▶ [Goal of the exercise] Write the data out again exactly, dropping any images it holds.

--- Start of Supplied data ---

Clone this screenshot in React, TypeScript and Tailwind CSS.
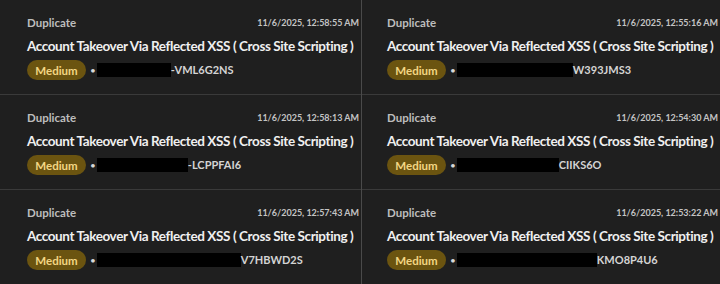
type Report = {
  time: string;
  redact: number;
  tail: string;
};

const left: Report[] = [
  { time: '11/6/2025, 12:58:55 AM', redact: 74, tail: '-VML6G2NS' },
  { time: '11/6/2025, 12:58:13 AM', redact: 91, tail: '-LCPPFAI6' },
  { time: '11/6/2025, 12:57:43 AM', redact: 144, tail: 'V7HBWD2S' },
];

const right: Report[] = [
  { time: '11/6/2025, 12:55:16 AM', redact: 116, tail: 'W393JMS3' },
  { time: '11/6/2025, 12:54:30 AM', redact: 102, tail: 'CIIKS6O' },
  { time: '11/6/2025, 12:53:22 AM', redact: 140, tail: 'KMO8P4U6' },
];

function ReportRow({ report, last }: { report: Report; last: boolean }) {
  return (
    <div className={`flex-1 pl-[27px] pr-[2px] pt-[14px] ${last ? '' : 'border-b border-[#3a3a3a]'}`}>
      <div className="flex items-center justify-between">
        <span className="text-[11.5px] font-bold text-[#bdbdbd]">Duplicate</span>
        <span className="text-[9px] font-bold text-[#c4c4c4]">{report.time}</span>
      </div>
      <h3 className="mt-[5px] whitespace-nowrap text-[13.5px] font-bold leading-5 tracking-[-0.4px] text-[#f0f0f0]">
        Account Takeover Via Reflected XSS ( Cross Site Scripting )
      </h3>
      <div className="mt-[4px] flex items-center">
        <span className="flex h-[20px] w-[59px] items-center justify-center rounded-full bg-[#6b5410] text-[11.5px] font-bold text-[#f3d684]">
          Medium
        </span>
        <span className="ml-[4px] text-[10px] text-[#d8d8d8]">•</span>
        <span className="ml-[1px] h-[14px] bg-black" style={{ width: report.redact }} />
        <span className="text-[11px] font-bold text-[#d4d4d4]">{report.tail}</span>
      </div>
    </div>
  );
}

function Panel({ items, className }: { items: Report[]; className: string }) {
  return (
    <div className={`flex h-full flex-col bg-[#1f1f1f] ${className}`}>
      {items.map((r, i) => (
        <ReportRow key={r.time} report={r} last={i === items.length - 1} />
      ))}
    </div>
  );
}

export default function App() {
  return (
    <div className="flex h-[284px] w-[720px] overflow-hidden bg-[#1f1f1f] font-['Lato',sans-serif]">
      <Panel items={left} className="w-[362px] border-r border-[#4a4a4a]" />
      <Panel items={right} className="w-[358px] [&>div]:pl-[25px]" />
    </div>
  );
}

--- End of Supplied data ---

▶ [Exercise solution]
Clone this screenshot in React, TypeScript and Tailwind CSS.
type Report = {
  time: string;
  redact: number;
  tail: string;
};

const left: Report[] = [
  { time: '11/6/2025, 12:58:55 AM', redact: 74, tail: '-VML6G2NS' },
  { time: '11/6/2025, 12:58:13 AM', redact: 91, tail: '-LCPPFAI6' },
  { time: '11/6/2025, 12:57:43 AM', redact: 144, tail: 'V7HBWD2S' },
];

const right: Report[] = [
  { time: '11/6/2025, 12:55:16 AM', redact: 116, tail: 'W393JMS3' },
  { time: '11/6/2025, 12:54:30 AM', redact: 102, tail: 'CIIKS6O' },
  { time: '11/6/2025, 12:53:22 AM', redact: 140, tail: 'KMO8P4U6' },
];

function ReportRow({ report, last }: { report: Report; last: boolean }) {
  return (
    <div className={`flex-1 pl-[27px] pr-[2px] pt-[14px] ${last ? '' : 'border-b border-[#3a3a3a]'}`}>
      <div className="flex items-center justify-between">
        <span className="text-[11.5px] font-bold text-[#bdbdbd]">Duplicate</span>
        <span className="text-[9px] font-bold text-[#c4c4c4]">{report.time}</span>
      </div>
      <h3 className="mt-[5px] whitespace-nowrap text-[13.5px] font-bold leading-5 tracking-[-0.4px] text-[#f0f0f0]">
        Account Takeover Via Reflected XSS ( Cross Site Scripting )
      </h3>
      <div className="mt-[4px] flex items-center">
        <span className="flex h-[20px] w-[59px] items-center justify-center rounded-full bg-[#6b5410] text-[11.5px] font-bold text-[#f3d684]">
          Medium
        </span>
        <span className="ml-[4px] text-[10px] text-[#d8d8d8]">•</span>
        <span className="ml-[1px] h-[14px] bg-black" style={{ width: report.redact }} />
        <span className="text-[11px] font-bold text-[#d4d4d4]">{report.tail}</span>
      </div>
    </div>
  );
}

function Panel({ items, className }: { items: Report[]; className: string }) {
  return (
    <div className={`flex h-full flex-col bg-[#1f1f1f] ${className}`}>
      {items.map((r, i) => (
        <ReportRow key={r.time} report={r} last={i === items.length - 1} />
      ))}
    </div>
  );
}

export default function App() {
  return (
    <div className="flex h-[284px] w-[720px] overflow-hidden bg-[#1f1f1f] font-['Lato',sans-serif]">
      <Panel items={left} className="w-[362px] border-r border-[#4a4a4a]" />
      <Panel items={right} className="w-[358px] [&>div]:pl-[25px]" />
    </div>
  );
}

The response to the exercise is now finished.